--- begin ---

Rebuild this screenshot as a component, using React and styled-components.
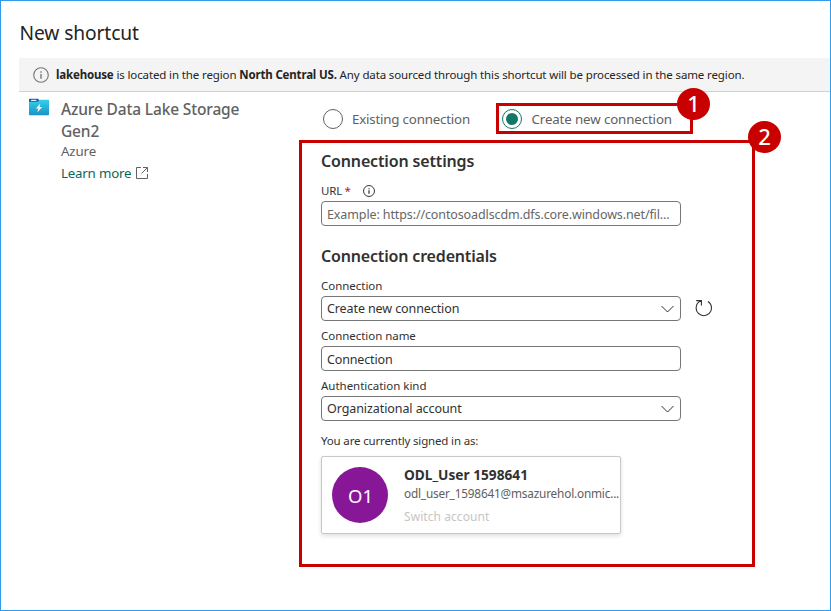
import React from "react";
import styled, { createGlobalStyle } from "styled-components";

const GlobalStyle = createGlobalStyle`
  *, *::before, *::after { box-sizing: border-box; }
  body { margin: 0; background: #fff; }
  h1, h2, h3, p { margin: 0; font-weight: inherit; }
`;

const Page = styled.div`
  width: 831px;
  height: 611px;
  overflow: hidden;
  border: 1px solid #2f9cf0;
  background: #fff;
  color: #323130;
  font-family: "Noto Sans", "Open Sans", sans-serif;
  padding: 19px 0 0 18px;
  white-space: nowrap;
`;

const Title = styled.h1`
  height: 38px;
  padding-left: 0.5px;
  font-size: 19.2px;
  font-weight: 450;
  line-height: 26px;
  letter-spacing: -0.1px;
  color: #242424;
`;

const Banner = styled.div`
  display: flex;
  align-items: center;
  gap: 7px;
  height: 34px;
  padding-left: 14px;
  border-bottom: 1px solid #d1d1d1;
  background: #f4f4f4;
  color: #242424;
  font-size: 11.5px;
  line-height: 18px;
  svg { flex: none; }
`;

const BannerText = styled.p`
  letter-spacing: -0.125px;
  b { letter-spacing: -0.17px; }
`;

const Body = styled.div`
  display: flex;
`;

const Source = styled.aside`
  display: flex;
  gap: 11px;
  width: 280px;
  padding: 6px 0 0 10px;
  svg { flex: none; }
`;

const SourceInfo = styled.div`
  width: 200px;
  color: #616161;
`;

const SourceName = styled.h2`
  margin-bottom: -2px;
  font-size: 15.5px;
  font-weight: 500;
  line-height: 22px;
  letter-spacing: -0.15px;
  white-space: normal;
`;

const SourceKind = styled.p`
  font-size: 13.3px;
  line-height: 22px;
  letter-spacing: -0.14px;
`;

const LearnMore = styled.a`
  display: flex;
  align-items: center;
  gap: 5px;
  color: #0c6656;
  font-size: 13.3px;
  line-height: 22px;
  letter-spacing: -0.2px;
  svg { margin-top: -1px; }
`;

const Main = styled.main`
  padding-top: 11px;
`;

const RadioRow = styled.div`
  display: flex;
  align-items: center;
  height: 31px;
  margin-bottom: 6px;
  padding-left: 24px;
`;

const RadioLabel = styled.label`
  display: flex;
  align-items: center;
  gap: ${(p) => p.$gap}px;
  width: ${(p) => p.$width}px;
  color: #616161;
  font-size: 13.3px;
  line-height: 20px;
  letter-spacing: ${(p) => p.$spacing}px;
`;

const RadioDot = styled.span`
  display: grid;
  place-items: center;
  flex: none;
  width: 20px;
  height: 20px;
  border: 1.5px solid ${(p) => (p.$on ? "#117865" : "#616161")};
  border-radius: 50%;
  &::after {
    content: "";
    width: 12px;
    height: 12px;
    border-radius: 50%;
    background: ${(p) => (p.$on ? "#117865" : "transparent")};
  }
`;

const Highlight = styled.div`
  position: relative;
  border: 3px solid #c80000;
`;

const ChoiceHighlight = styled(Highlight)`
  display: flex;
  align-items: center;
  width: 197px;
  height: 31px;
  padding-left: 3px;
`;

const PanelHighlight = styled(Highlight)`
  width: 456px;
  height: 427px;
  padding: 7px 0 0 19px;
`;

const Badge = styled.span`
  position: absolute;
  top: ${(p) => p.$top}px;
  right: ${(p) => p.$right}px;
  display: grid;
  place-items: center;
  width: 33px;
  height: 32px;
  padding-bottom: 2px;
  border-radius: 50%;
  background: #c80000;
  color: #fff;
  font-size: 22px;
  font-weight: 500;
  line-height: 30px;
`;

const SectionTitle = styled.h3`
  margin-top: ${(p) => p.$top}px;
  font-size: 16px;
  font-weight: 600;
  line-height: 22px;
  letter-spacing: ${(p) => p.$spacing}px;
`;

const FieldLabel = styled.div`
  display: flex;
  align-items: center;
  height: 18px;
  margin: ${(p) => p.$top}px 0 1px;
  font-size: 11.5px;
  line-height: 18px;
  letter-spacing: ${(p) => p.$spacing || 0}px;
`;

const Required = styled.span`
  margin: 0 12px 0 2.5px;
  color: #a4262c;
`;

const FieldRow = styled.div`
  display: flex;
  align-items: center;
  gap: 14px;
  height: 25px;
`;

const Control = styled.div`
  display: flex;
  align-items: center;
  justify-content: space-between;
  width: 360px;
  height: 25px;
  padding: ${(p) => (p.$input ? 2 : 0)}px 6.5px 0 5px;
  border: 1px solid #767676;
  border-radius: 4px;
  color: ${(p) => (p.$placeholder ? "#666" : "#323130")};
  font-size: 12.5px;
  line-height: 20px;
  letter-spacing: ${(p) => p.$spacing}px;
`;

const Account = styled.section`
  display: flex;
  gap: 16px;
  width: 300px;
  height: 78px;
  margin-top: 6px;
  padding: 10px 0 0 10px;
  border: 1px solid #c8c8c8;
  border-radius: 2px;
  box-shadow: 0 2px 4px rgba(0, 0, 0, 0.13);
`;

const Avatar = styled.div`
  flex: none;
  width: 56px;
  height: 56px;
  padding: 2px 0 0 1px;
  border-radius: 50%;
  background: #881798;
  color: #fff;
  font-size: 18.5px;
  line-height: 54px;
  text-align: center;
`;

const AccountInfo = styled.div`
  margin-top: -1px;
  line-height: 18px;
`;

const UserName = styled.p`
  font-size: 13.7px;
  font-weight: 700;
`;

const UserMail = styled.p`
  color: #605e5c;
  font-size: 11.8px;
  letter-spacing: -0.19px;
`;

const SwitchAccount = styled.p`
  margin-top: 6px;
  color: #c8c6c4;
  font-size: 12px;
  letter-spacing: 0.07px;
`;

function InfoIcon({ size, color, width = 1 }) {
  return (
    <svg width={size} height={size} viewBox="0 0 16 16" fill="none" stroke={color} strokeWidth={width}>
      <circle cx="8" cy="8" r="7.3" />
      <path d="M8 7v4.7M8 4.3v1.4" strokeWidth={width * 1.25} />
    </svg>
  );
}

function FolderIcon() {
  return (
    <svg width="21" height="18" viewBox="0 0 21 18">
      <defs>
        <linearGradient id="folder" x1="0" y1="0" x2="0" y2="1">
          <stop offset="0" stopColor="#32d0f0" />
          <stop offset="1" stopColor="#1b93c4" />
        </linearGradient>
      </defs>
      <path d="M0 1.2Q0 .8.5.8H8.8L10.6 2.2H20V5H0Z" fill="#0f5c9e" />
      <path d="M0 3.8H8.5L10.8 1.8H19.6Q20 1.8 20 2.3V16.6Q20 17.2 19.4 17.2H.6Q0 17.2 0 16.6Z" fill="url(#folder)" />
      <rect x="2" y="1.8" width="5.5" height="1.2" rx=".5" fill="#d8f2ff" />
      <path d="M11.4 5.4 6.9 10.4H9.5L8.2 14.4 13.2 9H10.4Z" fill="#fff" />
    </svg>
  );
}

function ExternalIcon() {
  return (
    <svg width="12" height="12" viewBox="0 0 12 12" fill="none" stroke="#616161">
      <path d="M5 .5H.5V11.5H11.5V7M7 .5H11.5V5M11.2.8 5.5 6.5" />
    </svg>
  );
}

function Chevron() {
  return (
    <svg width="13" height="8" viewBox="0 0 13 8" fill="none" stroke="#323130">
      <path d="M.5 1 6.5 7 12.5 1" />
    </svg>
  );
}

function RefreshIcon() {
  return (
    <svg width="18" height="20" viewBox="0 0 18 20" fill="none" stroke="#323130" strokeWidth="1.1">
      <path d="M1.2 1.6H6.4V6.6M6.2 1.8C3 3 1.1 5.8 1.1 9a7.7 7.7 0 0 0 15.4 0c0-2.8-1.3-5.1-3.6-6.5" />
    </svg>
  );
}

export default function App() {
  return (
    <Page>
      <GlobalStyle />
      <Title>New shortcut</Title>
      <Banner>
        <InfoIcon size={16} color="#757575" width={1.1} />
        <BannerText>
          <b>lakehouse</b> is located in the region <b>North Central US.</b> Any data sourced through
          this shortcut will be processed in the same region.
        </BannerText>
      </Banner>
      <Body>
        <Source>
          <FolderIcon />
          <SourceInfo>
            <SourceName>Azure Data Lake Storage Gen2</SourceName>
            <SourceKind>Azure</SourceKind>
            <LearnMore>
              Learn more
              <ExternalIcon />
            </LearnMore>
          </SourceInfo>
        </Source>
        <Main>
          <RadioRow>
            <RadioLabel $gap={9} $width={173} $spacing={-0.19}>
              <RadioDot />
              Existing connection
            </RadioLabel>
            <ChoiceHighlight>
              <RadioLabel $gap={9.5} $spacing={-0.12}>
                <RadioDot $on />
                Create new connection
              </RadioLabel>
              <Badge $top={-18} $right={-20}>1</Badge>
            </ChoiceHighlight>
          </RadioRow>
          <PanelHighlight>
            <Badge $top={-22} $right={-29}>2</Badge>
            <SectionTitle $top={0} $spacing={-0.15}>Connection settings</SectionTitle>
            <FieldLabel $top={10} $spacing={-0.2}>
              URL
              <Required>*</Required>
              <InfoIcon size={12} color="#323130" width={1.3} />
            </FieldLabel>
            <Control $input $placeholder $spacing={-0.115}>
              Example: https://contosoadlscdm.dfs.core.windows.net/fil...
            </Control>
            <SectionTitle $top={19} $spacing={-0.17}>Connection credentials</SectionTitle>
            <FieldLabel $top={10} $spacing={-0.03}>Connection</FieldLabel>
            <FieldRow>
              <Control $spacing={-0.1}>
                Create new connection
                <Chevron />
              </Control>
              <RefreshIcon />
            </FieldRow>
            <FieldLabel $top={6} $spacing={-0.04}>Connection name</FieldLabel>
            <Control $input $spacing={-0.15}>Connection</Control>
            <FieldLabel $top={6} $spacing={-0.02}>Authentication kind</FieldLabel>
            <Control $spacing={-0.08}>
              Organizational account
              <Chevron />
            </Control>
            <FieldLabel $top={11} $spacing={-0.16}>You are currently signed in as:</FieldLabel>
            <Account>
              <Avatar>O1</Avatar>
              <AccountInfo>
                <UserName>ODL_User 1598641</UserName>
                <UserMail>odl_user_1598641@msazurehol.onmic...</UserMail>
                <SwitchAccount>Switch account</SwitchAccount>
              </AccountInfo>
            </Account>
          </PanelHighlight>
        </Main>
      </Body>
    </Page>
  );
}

--- end ---

__DIRECTIVE__
Identify the lines above with the word "components". Copy them.

__EXERCISE SOLUTION__
Rebuild this screenshot as a component, using React and styled-components.
import styled, { createGlobalStyle } from "styled-components";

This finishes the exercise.